When the independent and dependent variable measurements fall close to a straight line, the relationship between the two variables is said to be “strong” and you can be more confident that the two variables are indeed related. When data points appear more scattered, the relationship is weaker and there is more uncertainty associated with the relationship.
Statistical inference with qualitative data
So far we have only considered examples in which the data being collected and analyzed are quantitative in nature and can be described with numbers. Instead of describing tomato sweetness quantitatively by experimentally measuring the sugar content, what if you asked a panel of taste-testers to rank the sweetness of the tomatoes on a scale from “not at all sweet” to “very sweet”? This would give you a qualitative dataset based on observations rather than numerical measurements (Figure 6).

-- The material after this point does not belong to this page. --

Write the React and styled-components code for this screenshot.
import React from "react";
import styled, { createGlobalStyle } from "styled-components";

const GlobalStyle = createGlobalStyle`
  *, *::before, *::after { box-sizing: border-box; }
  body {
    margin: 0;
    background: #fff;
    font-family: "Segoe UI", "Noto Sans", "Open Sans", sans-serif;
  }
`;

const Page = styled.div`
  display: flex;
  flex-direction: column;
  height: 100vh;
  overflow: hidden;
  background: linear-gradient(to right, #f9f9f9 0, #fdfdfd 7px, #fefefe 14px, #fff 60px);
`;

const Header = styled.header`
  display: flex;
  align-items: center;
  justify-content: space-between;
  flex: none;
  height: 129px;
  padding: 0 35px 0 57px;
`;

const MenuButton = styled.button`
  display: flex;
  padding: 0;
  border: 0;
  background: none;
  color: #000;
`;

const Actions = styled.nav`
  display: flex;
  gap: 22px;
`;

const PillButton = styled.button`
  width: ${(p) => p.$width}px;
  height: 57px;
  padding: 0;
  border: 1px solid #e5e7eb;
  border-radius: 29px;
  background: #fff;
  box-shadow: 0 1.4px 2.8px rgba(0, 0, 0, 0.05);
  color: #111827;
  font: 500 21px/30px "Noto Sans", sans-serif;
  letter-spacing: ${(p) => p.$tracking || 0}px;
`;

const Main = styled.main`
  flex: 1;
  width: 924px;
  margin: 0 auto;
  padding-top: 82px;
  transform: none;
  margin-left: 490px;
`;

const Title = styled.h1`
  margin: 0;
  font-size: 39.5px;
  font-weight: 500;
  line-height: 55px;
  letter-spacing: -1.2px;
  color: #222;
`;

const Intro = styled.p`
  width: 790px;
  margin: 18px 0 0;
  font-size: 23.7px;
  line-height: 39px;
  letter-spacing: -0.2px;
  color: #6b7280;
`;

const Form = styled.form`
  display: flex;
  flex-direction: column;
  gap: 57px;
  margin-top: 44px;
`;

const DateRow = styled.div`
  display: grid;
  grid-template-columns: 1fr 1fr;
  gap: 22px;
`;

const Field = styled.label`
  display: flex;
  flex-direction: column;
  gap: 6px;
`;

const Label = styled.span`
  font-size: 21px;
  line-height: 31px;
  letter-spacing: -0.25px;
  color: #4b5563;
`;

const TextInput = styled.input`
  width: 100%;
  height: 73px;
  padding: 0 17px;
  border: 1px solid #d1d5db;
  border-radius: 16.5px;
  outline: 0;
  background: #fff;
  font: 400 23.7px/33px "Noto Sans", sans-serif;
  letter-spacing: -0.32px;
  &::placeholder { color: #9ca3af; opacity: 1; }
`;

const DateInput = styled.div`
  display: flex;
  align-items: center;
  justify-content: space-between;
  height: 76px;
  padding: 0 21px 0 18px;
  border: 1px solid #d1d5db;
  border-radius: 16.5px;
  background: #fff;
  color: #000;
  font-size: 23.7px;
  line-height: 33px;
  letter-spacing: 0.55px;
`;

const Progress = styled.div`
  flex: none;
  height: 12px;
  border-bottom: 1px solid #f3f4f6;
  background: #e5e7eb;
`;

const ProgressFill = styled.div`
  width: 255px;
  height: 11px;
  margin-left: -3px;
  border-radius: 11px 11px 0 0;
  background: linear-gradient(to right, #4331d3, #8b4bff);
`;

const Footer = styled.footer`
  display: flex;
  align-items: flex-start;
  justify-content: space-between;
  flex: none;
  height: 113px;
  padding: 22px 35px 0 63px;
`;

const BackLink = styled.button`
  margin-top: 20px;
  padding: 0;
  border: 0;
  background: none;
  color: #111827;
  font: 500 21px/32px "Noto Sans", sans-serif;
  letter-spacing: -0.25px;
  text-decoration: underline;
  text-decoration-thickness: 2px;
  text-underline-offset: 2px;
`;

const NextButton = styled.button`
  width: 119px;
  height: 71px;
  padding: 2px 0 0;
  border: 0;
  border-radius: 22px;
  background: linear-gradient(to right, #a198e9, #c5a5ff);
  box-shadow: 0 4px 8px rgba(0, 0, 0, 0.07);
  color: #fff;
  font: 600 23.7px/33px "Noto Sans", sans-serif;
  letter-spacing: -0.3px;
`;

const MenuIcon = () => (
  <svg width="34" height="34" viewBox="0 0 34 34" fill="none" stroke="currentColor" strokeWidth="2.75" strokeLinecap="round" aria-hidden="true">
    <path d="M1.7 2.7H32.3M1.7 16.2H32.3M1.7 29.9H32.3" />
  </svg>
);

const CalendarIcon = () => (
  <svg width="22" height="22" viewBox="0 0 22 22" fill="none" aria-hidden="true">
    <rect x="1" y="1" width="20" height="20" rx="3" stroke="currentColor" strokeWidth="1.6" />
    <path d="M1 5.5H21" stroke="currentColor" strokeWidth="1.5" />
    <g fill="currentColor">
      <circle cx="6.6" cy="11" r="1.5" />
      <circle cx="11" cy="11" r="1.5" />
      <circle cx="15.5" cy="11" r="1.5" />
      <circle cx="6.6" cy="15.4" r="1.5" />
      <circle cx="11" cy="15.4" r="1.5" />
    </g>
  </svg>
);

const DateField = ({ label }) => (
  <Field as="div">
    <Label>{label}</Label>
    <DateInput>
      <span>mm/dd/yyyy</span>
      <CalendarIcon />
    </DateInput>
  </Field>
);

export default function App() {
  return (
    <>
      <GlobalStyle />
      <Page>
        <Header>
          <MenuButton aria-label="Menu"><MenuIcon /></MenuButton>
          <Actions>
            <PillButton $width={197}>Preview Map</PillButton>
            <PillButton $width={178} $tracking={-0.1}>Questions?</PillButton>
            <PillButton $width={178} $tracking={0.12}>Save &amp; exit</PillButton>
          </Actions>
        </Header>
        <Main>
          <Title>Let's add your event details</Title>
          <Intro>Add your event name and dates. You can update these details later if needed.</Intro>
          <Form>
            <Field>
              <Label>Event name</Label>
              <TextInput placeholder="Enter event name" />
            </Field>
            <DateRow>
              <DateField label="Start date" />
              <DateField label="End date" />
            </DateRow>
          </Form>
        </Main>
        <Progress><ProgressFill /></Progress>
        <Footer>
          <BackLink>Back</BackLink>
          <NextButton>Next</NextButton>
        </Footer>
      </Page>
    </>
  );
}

The statistical methods discussed above would not be appropriate for analyzing this kind of data. If you tried to assign numerical values, one through four, to each of the responses on the taste-test scale, the meaning of the original data would change. For example, we cannot say with certainty that the difference between “3 - sweet” and “4 - very sweet” is really exactly the same as the difference between “1 - not at all sweet” and “2 - somewhat sweet.”

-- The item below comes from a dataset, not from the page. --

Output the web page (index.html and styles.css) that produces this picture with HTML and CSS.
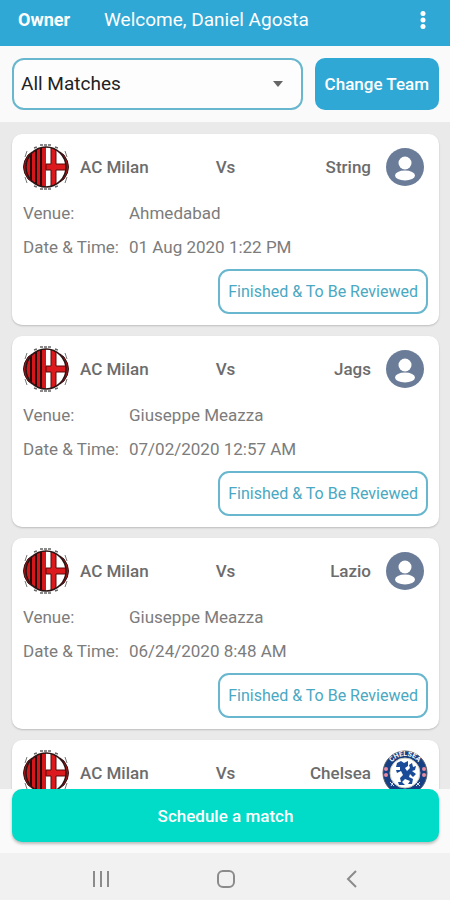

Rather than trying to make qualitative data more quantitative, scientists can use methods in statistical inference that are more appropriate for interpreting qualitative datasets. These methods often test for statistical significance by comparing the overall shape of the distributions of two or more subsamples – for instance, the location and number of peaks in the distribution or overall spread of the data – instead of using more quantitative measures like the mean and standard deviation. This approach is perfect for analyzing your tomato taste-test data. By using a statistical test that compares the shapes of the distributions of the taste-testers’ responses, you can determine whether or not the results are significantly different and thus whether one tomato harvest actually tastes sweeter than the other.
Proceed with caution!
Inferential statistics provides tools that help scientists analyze and interpret their data. The key here is that the scientists – not the statistical tests – are making the judgment calls. The way that the term “significance” is used in statistical inference can be a major source of confusion. In statistics, significance indicates how reliably a result can be observed if a statistical test is repeated over and over. A statistically significant result is not necessarily relevant or important; it is the scientist that determines the importance of the result. (For a broader discussion of statistical significance, see our module Statistics in Science.)
One additional pitfall is the close relationship between statistical significance and subsample size. As subsamples grow larger, it becomes easier to reliably detect even the smallest differences among them. Sometimes well-meaning scientists are so excited to report statistically significant results that they forget to ask whether the magnitude, or size, of the result is actually meaningful.
Statistical inference is a powerful tool, but like any tool it must be used appropriately. Misguided application or interpretation of inferential statistics can lead to distorted or misleading scientific results. On the other hand, proper application of the methods described in this module can help scientists gain important insights about their data and lead to amazing discoveries. So use these methods wisely, and remember: It is ultimately up to scientists to ascribe meaning to their data.